▶ [Stated problem] Output each entry that follows exactly. Images stay out.

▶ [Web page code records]
——

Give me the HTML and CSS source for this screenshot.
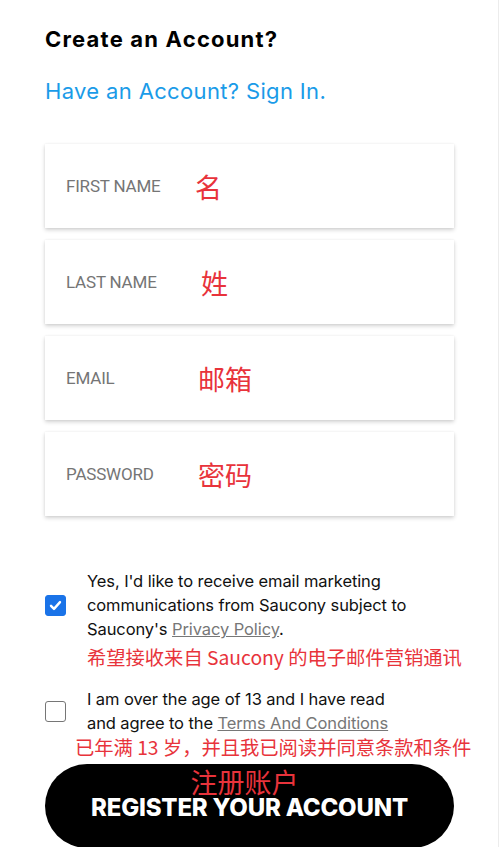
FILE: index.html
```html
<!DOCTYPE html>
<html lang="en">
<head>
  <meta charset="UTF-8">
  <meta name="viewport" content="width=device-width, initial-scale=1.0">
  <title>Create an Account</title>
  <link rel="stylesheet" href="styles.css">
</head>
<body>
<div class="page">
  <div class="form">
    <h2 class="title">Create an Account?</h2>
    <a class="signin" href="#">Have an Account? Sign In.</a>

    <div class="fields">
      <div class="field">
        <span class="label">FIRST NAME</span>
        <span class="zh zh-first">名</span>
      </div>
      <div class="field">
        <span class="label">LAST NAME</span>
        <span class="zh zh-last">姓</span>
      </div>
      <div class="field">
        <span class="label">EMAIL</span>
        <span class="zh zh-email">邮箱</span>
      </div>
      <div class="field">
        <span class="label">PASSWORD</span>
        <span class="zh zh-pass">密码</span>
      </div>
    </div>

    <div class="opt opt-mail">
      <span class="box checked">
        <svg viewBox="0 0 20 20" width="15" height="15"><path d="M4 10.5l4 4 8-9" fill="none" stroke="#fff" stroke-width="3.2" stroke-linecap="round" stroke-linejoin="round"/></svg>
      </span>
      <div class="opt-text">
        Yes, I'd like to receive email marketing communications from Saucony subject to Saucony's <a href="#">Privacy Policy</a>.
      </div>
    </div>
    <div class="zh-note note-mail">希望接收来自 Saucony 的电子邮件营销通讯</div>

    <div class="opt opt-age">
      <span class="box"></span>
      <div class="opt-text">
        I am over the age of 13 and I have read<br>and agree to the <a href="#">Terms And Conditions</a>
      </div>
    </div>
    <div class="zh-note note-age">已年满 13 岁，并且我已阅读并同意条款和条件</div>

    <button class="register">
      <span class="register-zh">注册账户</span>
      <span class="register-en">REGISTER YOUR ACCOUNT</span>
    </button>
  </div>
</div>
</body>
</html>
```

FILE: styles.css
```css
body {
  margin: 0;
  padding: 0;
  background: #fff;
  font-family: Inter, "Noto Sans CJK SC", sans-serif;
  color: #111;
}
.page {
  width: 499px;
  height: 847px;
  border-right: 1px solid #ececec;
  box-sizing: border-box;
  overflow: hidden;
}
.form {
  width: 409px;
  margin-left: 45px;
  padding-top: 24px;
}
.title {
  margin: 0;
  font-size: 22px;
  font-weight: 700;
  line-height: 30px;
  letter-spacing: 1.2px;
  color: #000;
}
.signin {
  display: block;
  margin-top: 22px;
  font-size: 22px;
  line-height: 30px;
  letter-spacing: 0.35px;
  color: #1a9be8;
  text-decoration: none;
}
.fields {
  display: flex;
  flex-direction: column;
  gap: 12px;
  margin-top: 38px;
}
.field {
  height: 84px;
  display: flex;
  align-items: center;
  padding-left: 21px;
  background: #fff;
  box-shadow: 0 2px 4px rgba(0,0,0,0.18), 0 0 2px rgba(0,0,0,0.06);
}
.label {
  font-family: Roboto, sans-serif;
  font-size: 17px;
  letter-spacing: -0.2px;
  color: #757575;
  width: 130px;
}
.zh {
  font-family: "Noto Sans CJK SC", sans-serif;
  font-size: 27px;
  color: #e8333b;
  line-height: 1;
}
.zh-first { margin-left: -1px; }
.zh-last { margin-left: 5px; }
.zh-email, .zh-pass { margin-left: 2px; }
.opt {
  display: flex;
  align-items: center;
  gap: 21px;
}
.opt-mail { margin-top: 53px; }
.opt-age { margin-top: 18px; }
.box {
  flex: none;
  width: 21px;
  height: 21px;
  box-sizing: border-box;
  border-radius: 3px;
  border: 1px solid #767676;
  display: flex;
  align-items: center;
  justify-content: center;
}
.box.checked {
  background: #1a73e8;
  border-color: #1a73e8;
}
.opt-text {
  font-size: 16.5px;
  line-height: 24px;
  letter-spacing: -0.1px;
  color: #111;
}
.opt-text a {
  color: #777;
  text-decoration: underline;
}
.zh-note {
  font-family: "Noto Sans CJK SC", sans-serif;
  font-size: 19.3px;
  line-height: 24px;
  color: #e8333b;
  white-space: nowrap;
}
.note-mail { margin-left: 42px; margin-top: 4px; }
.note-age { margin-left: 30px; margin-top: 0; }
.register {
  display: flex;
  flex-direction: column;
  align-items: center;
  width: 409px;
  height: 84px;
  margin-top: 5px;
  border: none;
  border-radius: 42px;
  background: #000;
  padding: 4px 0 0;
  cursor: pointer;
}
.register-zh {
  font-family: "Noto Sans CJK SC", sans-serif;
  font-size: 27px;
  line-height: 28px;
  color: #e8333b;
  margin-left: -10px;
}
.register-en {
  font-family: Inter, sans-serif;
  font-size: 24px;
  font-weight: 800;
  line-height: 24px;
  color: #fff;
  letter-spacing: -0.2px;
}
```
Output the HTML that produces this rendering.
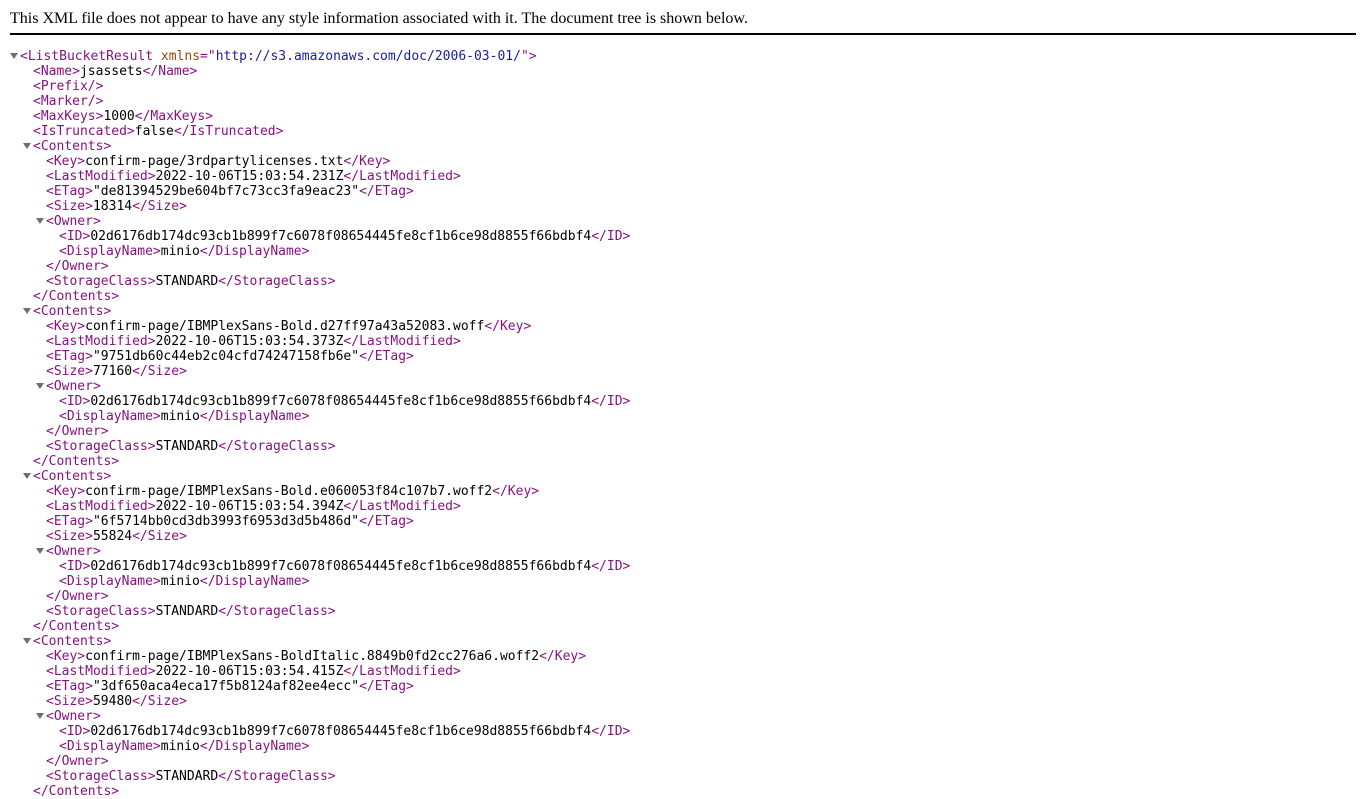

——

▶ [Complete output]
Give me the HTML and CSS source for this screenshot.
FILE: index.html
```html
<!DOCTYPE html>
<html lang="en">
<head>
  <meta charset="UTF-8">
  <meta name="viewport" content="width=device-width, initial-scale=1.0">
  <title>Create an Account</title>
  <link rel="stylesheet" href="styles.css">
</head>
<body>
<div class="page">
  <div class="form">
    <h2 class="title">Create an Account?</h2>
    <a class="signin" href="#">Have an Account? Sign In.</a>

    <div class="fields">
      <div class="field">
        <span class="label">FIRST NAME</span>
        <span class="zh zh-first">名</span>
      </div>
      <div class="field">
        <span class="label">LAST NAME</span>
        <span class="zh zh-last">姓</span>
      </div>
      <div class="field">
        <span class="label">EMAIL</span>
        <span class="zh zh-email">邮箱</span>
      </div>
      <div class="field">
        <span class="label">PASSWORD</span>
        <span class="zh zh-pass">密码</span>
      </div>
    </div>

    <div class="opt opt-mail">
      <span class="box checked">
        <svg viewBox="0 0 20 20" width="15" height="15"><path d="M4 10.5l4 4 8-9" fill="none" stroke="#fff" stroke-width="3.2" stroke-linecap="round" stroke-linejoin="round"/></svg>
      </span>
      <div class="opt-text">
        Yes, I'd like to receive email marketing communications from Saucony subject to Saucony's <a href="#">Privacy Policy</a>.
      </div>
    </div>
    <div class="zh-note note-mail">希望接收来自 Saucony 的电子邮件营销通讯</div>

    <div class="opt opt-age">
      <span class="box"></span>
      <div class="opt-text">
        I am over the age of 13 and I have read<br>and agree to the <a href="#">Terms And Conditions</a>
      </div>
    </div>
    <div class="zh-note note-age">已年满 13 岁，并且我已阅读并同意条款和条件</div>

    <button class="register">
      <span class="register-zh">注册账户</span>
      <span class="register-en">REGISTER YOUR ACCOUNT</span>
    </button>
  </div>
</div>
</body>
</html>
```

FILE: styles.css
```css
body {
  margin: 0;
  padding: 0;
  background: #fff;
  font-family: Inter, "Noto Sans CJK SC", sans-serif;
  color: #111;
}
.page {
  width: 499px;
  height: 847px;
  border-right: 1px solid #ececec;
  box-sizing: border-box;
  overflow: hidden;
}
.form {
  width: 409px;
  margin-left: 45px;
  padding-top: 24px;
}
.title {
  margin: 0;
  font-size: 22px;
  font-weight: 700;
  line-height: 30px;
  letter-spacing: 1.2px;
  color: #000;
}
.signin {
  display: block;
  margin-top: 22px;
  font-size: 22px;
  line-height: 30px;
  letter-spacing: 0.35px;
  color: #1a9be8;
  text-decoration: none;
}
.fields {
  display: flex;
  flex-direction: column;
  gap: 12px;
  margin-top: 38px;
}
.field {
  height: 84px;
  display: flex;
  align-items: center;
  padding-left: 21px;
  background: #fff;
  box-shadow: 0 2px 4px rgba(0,0,0,0.18), 0 0 2px rgba(0,0,0,0.06);
}
.label {
  font-family: Roboto, sans-serif;
  font-size: 17px;
  letter-spacing: -0.2px;
  color: #757575;
  width: 130px;
}
.zh {
  font-family: "Noto Sans CJK SC", sans-serif;
  font-size: 27px;
  color: #e8333b;
  line-height: 1;
}
.zh-first { margin-left: -1px; }
.zh-last { margin-left: 5px; }
.zh-email, .zh-pass { margin-left: 2px; }
.opt {
  display: flex;
  align-items: center;
  gap: 21px;
}
.opt-mail { margin-top: 53px; }
.opt-age { margin-top: 18px; }
.box {
  flex: none;
  width: 21px;
  height: 21px;
  box-sizing: border-box;
  border-radius: 3px;
  border: 1px solid #767676;
  display: flex;
  align-items: center;
  justify-content: center;
}
.box.checked {
  background: #1a73e8;
  border-color: #1a73e8;
}
.opt-text {
  font-size: 16.5px;
  line-height: 24px;
  letter-spacing: -0.1px;
  color: #111;
}
.opt-text a {
  color: #777;
  text-decoration: underline;
}
.zh-note {
  font-family: "Noto Sans CJK SC", sans-serif;
  font-size: 19.3px;
  line-height: 24px;
  color: #e8333b;
  white-space: nowrap;
}
.note-mail { margin-left: 42px; margin-top: 4px; }
.note-age { margin-left: 30px; margin-top: 0; }
.register {
  display: flex;
  flex-direction: column;
  align-items: center;
  width: 409px;
  height: 84px;
  margin-top: 5px;
  border: none;
  border-radius: 42px;
  background: #000;
  padding: 4px 0 0;
  cursor: pointer;
}
.register-zh {
  font-family: "Noto Sans CJK SC", sans-serif;
  font-size: 27px;
  line-height: 28px;
  color: #e8333b;
  margin-left: -10px;
}
.register-en {
  font-family: Inter, sans-serif;
  font-size: 24px;
  font-weight: 800;
  line-height: 24px;
  color: #fff;
  letter-spacing: -0.2px;
}
```
Output the HTML that produces this rendering.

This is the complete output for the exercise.